Find the lines holding the word "component" and collect them.

··· Records for processing ···

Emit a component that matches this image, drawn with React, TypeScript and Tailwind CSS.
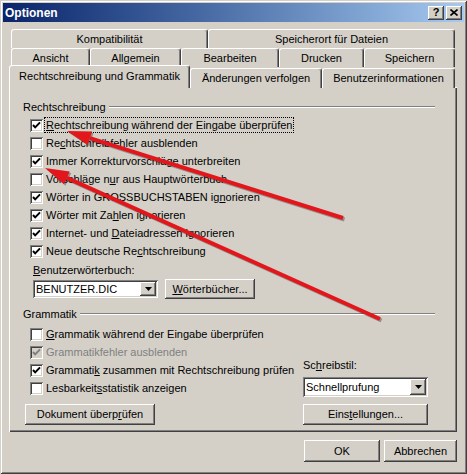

···
··· Records for processing ···

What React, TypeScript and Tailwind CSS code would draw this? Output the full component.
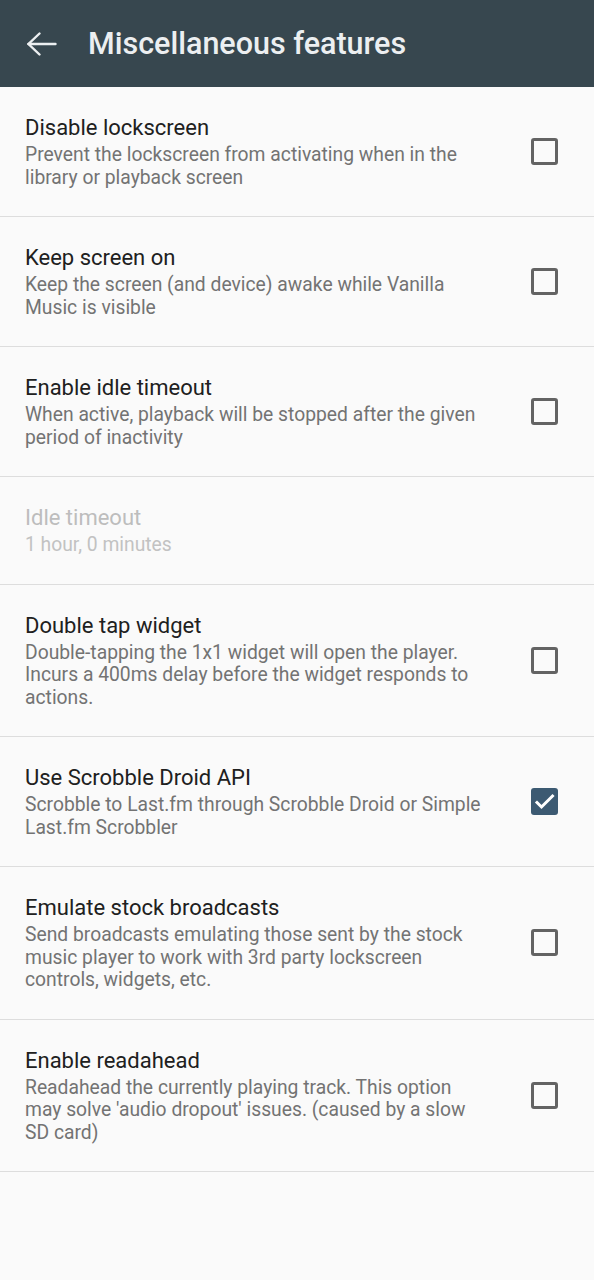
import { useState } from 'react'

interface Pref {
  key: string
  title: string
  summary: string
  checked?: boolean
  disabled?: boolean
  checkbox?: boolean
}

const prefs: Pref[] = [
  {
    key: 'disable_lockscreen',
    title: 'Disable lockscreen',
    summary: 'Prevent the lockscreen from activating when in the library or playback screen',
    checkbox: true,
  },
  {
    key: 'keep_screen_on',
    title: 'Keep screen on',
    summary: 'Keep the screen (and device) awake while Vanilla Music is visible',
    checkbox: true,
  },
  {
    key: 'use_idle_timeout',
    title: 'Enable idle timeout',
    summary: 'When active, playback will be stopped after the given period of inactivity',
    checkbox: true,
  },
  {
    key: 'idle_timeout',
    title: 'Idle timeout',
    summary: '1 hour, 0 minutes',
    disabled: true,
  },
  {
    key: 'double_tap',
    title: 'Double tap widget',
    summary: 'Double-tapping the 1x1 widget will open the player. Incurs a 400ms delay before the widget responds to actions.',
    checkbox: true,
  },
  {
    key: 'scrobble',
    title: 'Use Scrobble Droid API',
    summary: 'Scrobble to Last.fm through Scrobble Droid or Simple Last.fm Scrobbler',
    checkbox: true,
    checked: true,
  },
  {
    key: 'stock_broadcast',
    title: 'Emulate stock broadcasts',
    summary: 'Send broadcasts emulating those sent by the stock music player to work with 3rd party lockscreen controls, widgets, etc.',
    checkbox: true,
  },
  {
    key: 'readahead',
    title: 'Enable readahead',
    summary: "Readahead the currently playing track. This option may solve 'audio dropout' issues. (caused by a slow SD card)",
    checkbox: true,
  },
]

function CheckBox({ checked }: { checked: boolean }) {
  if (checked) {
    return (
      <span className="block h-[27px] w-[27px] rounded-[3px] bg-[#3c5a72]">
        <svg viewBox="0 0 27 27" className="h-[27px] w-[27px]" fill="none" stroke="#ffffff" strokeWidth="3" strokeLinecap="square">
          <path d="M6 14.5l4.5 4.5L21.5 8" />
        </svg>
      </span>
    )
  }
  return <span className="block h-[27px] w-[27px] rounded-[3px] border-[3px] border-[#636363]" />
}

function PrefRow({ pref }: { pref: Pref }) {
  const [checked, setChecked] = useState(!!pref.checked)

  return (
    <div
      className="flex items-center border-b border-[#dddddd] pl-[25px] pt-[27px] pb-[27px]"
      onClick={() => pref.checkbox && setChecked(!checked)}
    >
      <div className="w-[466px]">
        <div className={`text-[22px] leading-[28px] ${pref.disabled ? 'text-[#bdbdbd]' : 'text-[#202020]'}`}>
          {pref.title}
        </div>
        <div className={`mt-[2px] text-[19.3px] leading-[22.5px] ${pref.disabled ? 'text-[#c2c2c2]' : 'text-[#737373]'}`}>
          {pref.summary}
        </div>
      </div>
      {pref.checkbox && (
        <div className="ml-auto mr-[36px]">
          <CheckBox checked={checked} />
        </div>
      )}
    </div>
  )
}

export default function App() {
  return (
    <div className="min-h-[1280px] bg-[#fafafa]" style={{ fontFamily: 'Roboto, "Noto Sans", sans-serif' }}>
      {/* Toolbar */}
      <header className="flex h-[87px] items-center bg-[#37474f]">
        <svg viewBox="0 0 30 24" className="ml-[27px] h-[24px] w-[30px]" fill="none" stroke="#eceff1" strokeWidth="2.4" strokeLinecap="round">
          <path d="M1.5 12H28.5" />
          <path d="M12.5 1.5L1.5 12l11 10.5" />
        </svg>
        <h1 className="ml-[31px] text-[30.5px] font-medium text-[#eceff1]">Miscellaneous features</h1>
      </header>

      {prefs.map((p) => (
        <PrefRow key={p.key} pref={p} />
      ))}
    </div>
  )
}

···
··· Records for processing ···

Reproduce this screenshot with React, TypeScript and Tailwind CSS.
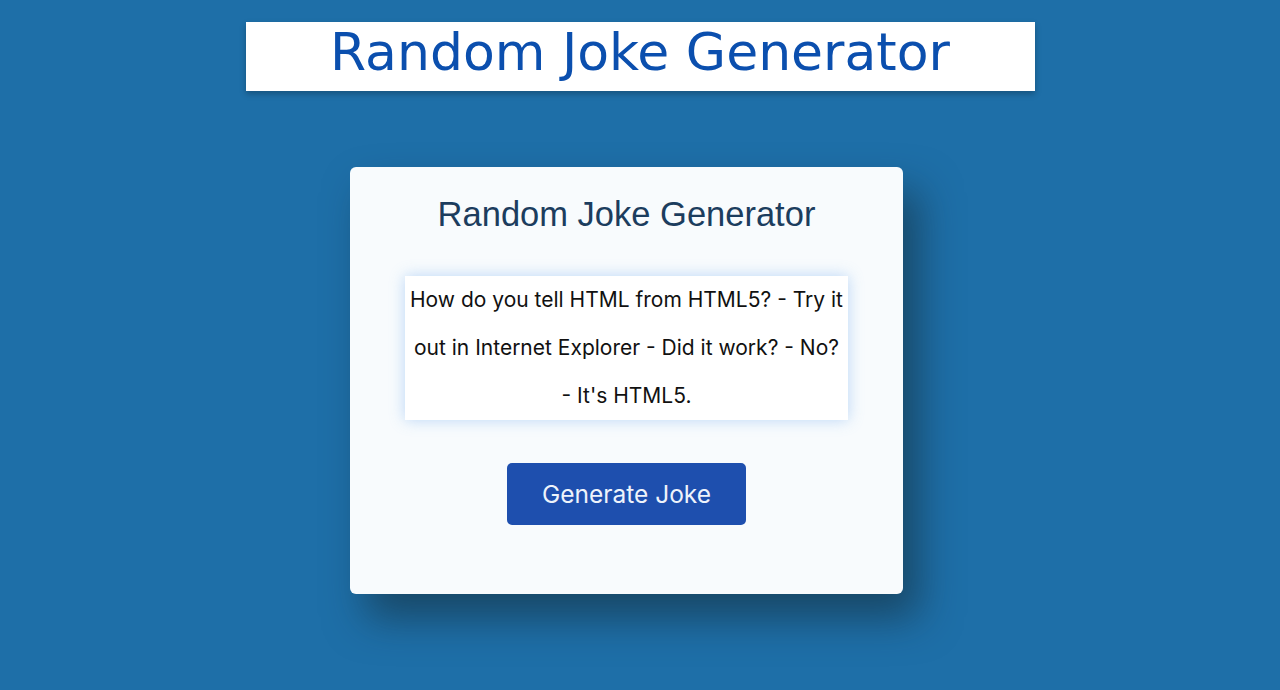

···

**Answer to the exercise**
Emit a component that matches this image, drawn with React, TypeScript and Tailwind CSS.
What React, TypeScript and Tailwind CSS code would draw this? Output the full component.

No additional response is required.